DESCRIPTION OF THE TASK: Skip the pictures and repeat each line of the data exactly.
######
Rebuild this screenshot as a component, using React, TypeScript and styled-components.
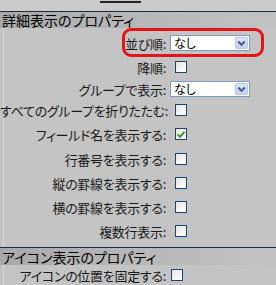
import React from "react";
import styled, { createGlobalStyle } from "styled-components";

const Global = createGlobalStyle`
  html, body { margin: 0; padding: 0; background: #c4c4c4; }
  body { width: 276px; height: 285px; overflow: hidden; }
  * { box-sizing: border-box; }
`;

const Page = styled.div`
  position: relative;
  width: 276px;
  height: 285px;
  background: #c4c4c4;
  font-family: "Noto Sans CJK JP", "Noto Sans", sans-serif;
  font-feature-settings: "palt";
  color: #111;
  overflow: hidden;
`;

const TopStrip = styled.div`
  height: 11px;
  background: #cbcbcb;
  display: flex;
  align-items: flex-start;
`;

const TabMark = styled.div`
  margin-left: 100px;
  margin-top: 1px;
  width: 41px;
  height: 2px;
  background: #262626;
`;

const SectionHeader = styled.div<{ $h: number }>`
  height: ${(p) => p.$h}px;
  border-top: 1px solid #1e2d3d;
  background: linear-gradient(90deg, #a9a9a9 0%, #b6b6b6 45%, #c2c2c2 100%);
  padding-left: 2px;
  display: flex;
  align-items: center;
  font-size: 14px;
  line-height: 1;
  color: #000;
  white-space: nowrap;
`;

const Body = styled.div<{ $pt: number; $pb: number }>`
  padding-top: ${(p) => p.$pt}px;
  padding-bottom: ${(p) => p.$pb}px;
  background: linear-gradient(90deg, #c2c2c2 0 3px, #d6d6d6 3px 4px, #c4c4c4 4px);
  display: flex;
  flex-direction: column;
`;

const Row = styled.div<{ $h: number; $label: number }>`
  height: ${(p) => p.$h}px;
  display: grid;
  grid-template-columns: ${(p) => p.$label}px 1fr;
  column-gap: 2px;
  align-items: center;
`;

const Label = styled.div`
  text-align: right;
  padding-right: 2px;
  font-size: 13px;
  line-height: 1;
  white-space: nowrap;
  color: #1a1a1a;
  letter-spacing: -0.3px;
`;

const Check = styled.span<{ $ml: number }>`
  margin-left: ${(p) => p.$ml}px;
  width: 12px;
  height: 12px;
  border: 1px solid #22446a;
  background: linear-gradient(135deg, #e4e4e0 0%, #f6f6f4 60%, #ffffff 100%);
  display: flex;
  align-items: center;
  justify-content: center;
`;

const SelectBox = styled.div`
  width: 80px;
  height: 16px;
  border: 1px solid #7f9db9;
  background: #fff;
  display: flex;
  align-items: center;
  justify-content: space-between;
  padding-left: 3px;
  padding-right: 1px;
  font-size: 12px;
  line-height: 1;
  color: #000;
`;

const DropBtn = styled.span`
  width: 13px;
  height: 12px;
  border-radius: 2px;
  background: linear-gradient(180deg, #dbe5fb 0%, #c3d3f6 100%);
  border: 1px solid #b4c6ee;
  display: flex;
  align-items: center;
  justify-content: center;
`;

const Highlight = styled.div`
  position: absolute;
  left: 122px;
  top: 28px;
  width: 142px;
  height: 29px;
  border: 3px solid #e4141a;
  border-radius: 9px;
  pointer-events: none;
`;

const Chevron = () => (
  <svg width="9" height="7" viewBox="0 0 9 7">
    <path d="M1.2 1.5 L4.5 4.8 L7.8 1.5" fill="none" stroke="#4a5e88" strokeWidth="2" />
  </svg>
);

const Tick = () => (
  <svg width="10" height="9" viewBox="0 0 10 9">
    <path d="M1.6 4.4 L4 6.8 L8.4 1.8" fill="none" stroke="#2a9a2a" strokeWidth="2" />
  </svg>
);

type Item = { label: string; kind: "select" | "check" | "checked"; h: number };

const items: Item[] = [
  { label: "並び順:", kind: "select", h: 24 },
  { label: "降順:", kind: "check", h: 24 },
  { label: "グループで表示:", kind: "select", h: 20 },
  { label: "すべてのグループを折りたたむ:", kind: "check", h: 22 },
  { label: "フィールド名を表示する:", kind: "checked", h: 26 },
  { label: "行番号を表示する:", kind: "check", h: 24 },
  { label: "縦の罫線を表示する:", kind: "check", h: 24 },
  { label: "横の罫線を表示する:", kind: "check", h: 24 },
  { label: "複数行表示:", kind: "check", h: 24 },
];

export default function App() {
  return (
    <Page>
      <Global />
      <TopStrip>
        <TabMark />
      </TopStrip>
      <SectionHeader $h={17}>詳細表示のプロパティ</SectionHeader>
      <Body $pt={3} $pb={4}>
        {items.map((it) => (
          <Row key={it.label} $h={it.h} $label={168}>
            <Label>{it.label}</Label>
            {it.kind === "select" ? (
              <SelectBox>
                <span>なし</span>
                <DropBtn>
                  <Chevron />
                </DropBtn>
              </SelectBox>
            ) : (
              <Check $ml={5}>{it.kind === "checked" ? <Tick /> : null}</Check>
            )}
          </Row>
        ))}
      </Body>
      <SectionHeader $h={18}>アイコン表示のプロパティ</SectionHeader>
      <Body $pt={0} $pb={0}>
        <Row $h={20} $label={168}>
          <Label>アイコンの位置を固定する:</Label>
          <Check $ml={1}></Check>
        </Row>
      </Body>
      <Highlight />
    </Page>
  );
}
######
TASK ANSWER:
Rebuild this screenshot as a component, using React, TypeScript and styled-components.
import React from "react";
import styled, { createGlobalStyle } from "styled-components";

const Global = createGlobalStyle`
  html, body { margin: 0; padding: 0; background: #c4c4c4; }
  body { width: 276px; height: 285px; overflow: hidden; }
  * { box-sizing: border-box; }
`;

const Page = styled.div`
  position: relative;
  width: 276px;
  height: 285px;
  background: #c4c4c4;
  font-family: "Noto Sans CJK JP", "Noto Sans", sans-serif;
  font-feature-settings: "palt";
  color: #111;
  overflow: hidden;
`;

const TopStrip = styled.div`
  height: 11px;
  background: #cbcbcb;
  display: flex;
  align-items: flex-start;
`;

const TabMark = styled.div`
  margin-left: 100px;
  margin-top: 1px;
  width: 41px;
  height: 2px;
  background: #262626;
`;

const SectionHeader = styled.div<{ $h: number }>`
  height: ${(p) => p.$h}px;
  border-top: 1px solid #1e2d3d;
  background: linear-gradient(90deg, #a9a9a9 0%, #b6b6b6 45%, #c2c2c2 100%);
  padding-left: 2px;
  display: flex;
  align-items: center;
  font-size: 14px;
  line-height: 1;
  color: #000;
  white-space: nowrap;
`;

const Body = styled.div<{ $pt: number; $pb: number }>`
  padding-top: ${(p) => p.$pt}px;
  padding-bottom: ${(p) => p.$pb}px;
  background: linear-gradient(90deg, #c2c2c2 0 3px, #d6d6d6 3px 4px, #c4c4c4 4px);
  display: flex;
  flex-direction: column;
`;

const Row = styled.div<{ $h: number; $label: number }>`
  height: ${(p) => p.$h}px;
  display: grid;
  grid-template-columns: ${(p) => p.$label}px 1fr;
  column-gap: 2px;
  align-items: center;
`;

const Label = styled.div`
  text-align: right;
  padding-right: 2px;
  font-size: 13px;
  line-height: 1;
  white-space: nowrap;
  color: #1a1a1a;
  letter-spacing: -0.3px;
`;

const Check = styled.span<{ $ml: number }>`
  margin-left: ${(p) => p.$ml}px;
  width: 12px;
  height: 12px;
  border: 1px solid #22446a;
  background: linear-gradient(135deg, #e4e4e0 0%, #f6f6f4 60%, #ffffff 100%);
  display: flex;
  align-items: center;
  justify-content: center;
`;

const SelectBox = styled.div`
  width: 80px;
  height: 16px;
  border: 1px solid #7f9db9;
  background: #fff;
  display: flex;
  align-items: center;
  justify-content: space-between;
  padding-left: 3px;
  padding-right: 1px;
  font-size: 12px;
  line-height: 1;
  color: #000;
`;

const DropBtn = styled.span`
  width: 13px;
  height: 12px;
  border-radius: 2px;
  background: linear-gradient(180deg, #dbe5fb 0%, #c3d3f6 100%);
  border: 1px solid #b4c6ee;
  display: flex;
  align-items: center;
  justify-content: center;
`;

const Highlight = styled.div`
  position: absolute;
  left: 122px;
  top: 28px;
  width: 142px;
  height: 29px;
  border: 3px solid #e4141a;
  border-radius: 9px;
  pointer-events: none;
`;

const Chevron = () => (
  <svg width="9" height="7" viewBox="0 0 9 7">
    <path d="M1.2 1.5 L4.5 4.8 L7.8 1.5" fill="none" stroke="#4a5e88" strokeWidth="2" />
  </svg>
);

const Tick = () => (
  <svg width="10" height="9" viewBox="0 0 10 9">
    <path d="M1.6 4.4 L4 6.8 L8.4 1.8" fill="none" stroke="#2a9a2a" strokeWidth="2" />
  </svg>
);

type Item = { label: string; kind: "select" | "check" | "checked"; h: number };

const items: Item[] = [
  { label: "並び順:", kind: "select", h: 24 },
  { label: "降順:", kind: "check", h: 24 },
  { label: "グループで表示:", kind: "select", h: 20 },
  { label: "すべてのグループを折りたたむ:", kind: "check", h: 22 },
  { label: "フィールド名を表示する:", kind: "checked", h: 26 },
  { label: "行番号を表示する:", kind: "check", h: 24 },
  { label: "縦の罫線を表示する:", kind: "check", h: 24 },
  { label: "横の罫線を表示する:", kind: "check", h: 24 },
  { label: "複数行表示:", kind: "check", h: 24 },
];

export default function App() {
  return (
    <Page>
      <Global />
      <TopStrip>
        <TabMark />
      </TopStrip>
      <SectionHeader $h={17}>詳細表示のプロパティ</SectionHeader>
      <Body $pt={3} $pb={4}>
        {items.map((it) => (
          <Row key={it.label} $h={it.h} $label={168}>
            <Label>{it.label}</Label>
            {it.kind === "select" ? (
              <SelectBox>
                <span>なし</span>
                <DropBtn>
                  <Chevron />
                </DropBtn>
              </SelectBox>
            ) : (
              <Check $ml={5}>{it.kind === "checked" ? <Tick /> : null}</Check>
            )}
          </Row>
        ))}
      </Body>
      <SectionHeader $h={18}>アイコン表示のプロパティ</SectionHeader>
      <Body $pt={0} $pb={0}>
        <Row $h={20} $label={168}>
          <Label>アイコンの位置を固定する:</Label>
          <Check $ml={1}></Check>
        </Row>
      </Body>
      <Highlight />
    </Page>
  );
}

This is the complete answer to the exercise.